Step Ten: Make the Budget Serve Your Life Goals

A budget is not the goal. It is a tool that supports your goals.

Ask yourself:

What am I trying to protect
What am I trying to build
What will matter more to me in five years than it does today

Your budget should reflect those answers. When it does, money decisions feel purposeful instead of restrictive.

Common Budgeting Mistakes to Avoid

Budgeting gross income instead of net, ignoring inflation and rising living costs.
Treating savings as optional
Cutting all joy from spending
Copying someone else’s budget without context. Your budget should fit your life, not impress strangers online.

What a Successful Budget Feels Like

A working budget does not feel restrictive or stressful, it feels calm.

You know what you can spend.
You know what you should not touch.
You know an emergency will not destroy your finances. That sense of control is what success actually looks like.

Final Thoughts

A budget that actually works is not built on strict rules or constant self denial, it is built on honesty.

Honesty about what you truly earn, not what you wish you earned. Honesty about what life actually costs, not what budgeting templates assume.
Honesty about your priorities, values, and long term goals.

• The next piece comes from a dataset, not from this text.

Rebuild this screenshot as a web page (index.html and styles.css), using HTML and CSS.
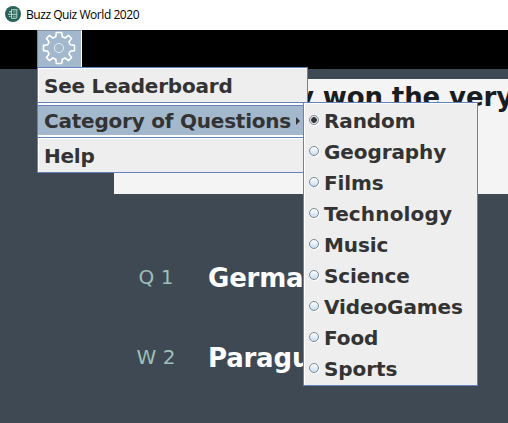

In both the United States and the United Kingdom, the cost of living is rising, and financial pressure is a shared reality. Ignoring that truth does not make it disappear, it only creates stress, debt, and a sense of always falling behind.

When your budget reflects reality, something important changes, money stops feeling unpredictable, spending stops triggering guilt, saving stops feeling impossible.

Instead of reacting to every bill or surprise expense, you begin to plan with intention. You make decisions calmly, you adjust when life changes without panic or shame.

Clarity creates confidence, confidence creates consistency, consistency creates financial stability over time.

That is what a working budget delivers, not perfection, but control, not restriction, but freedom, that is how budgeting finally works.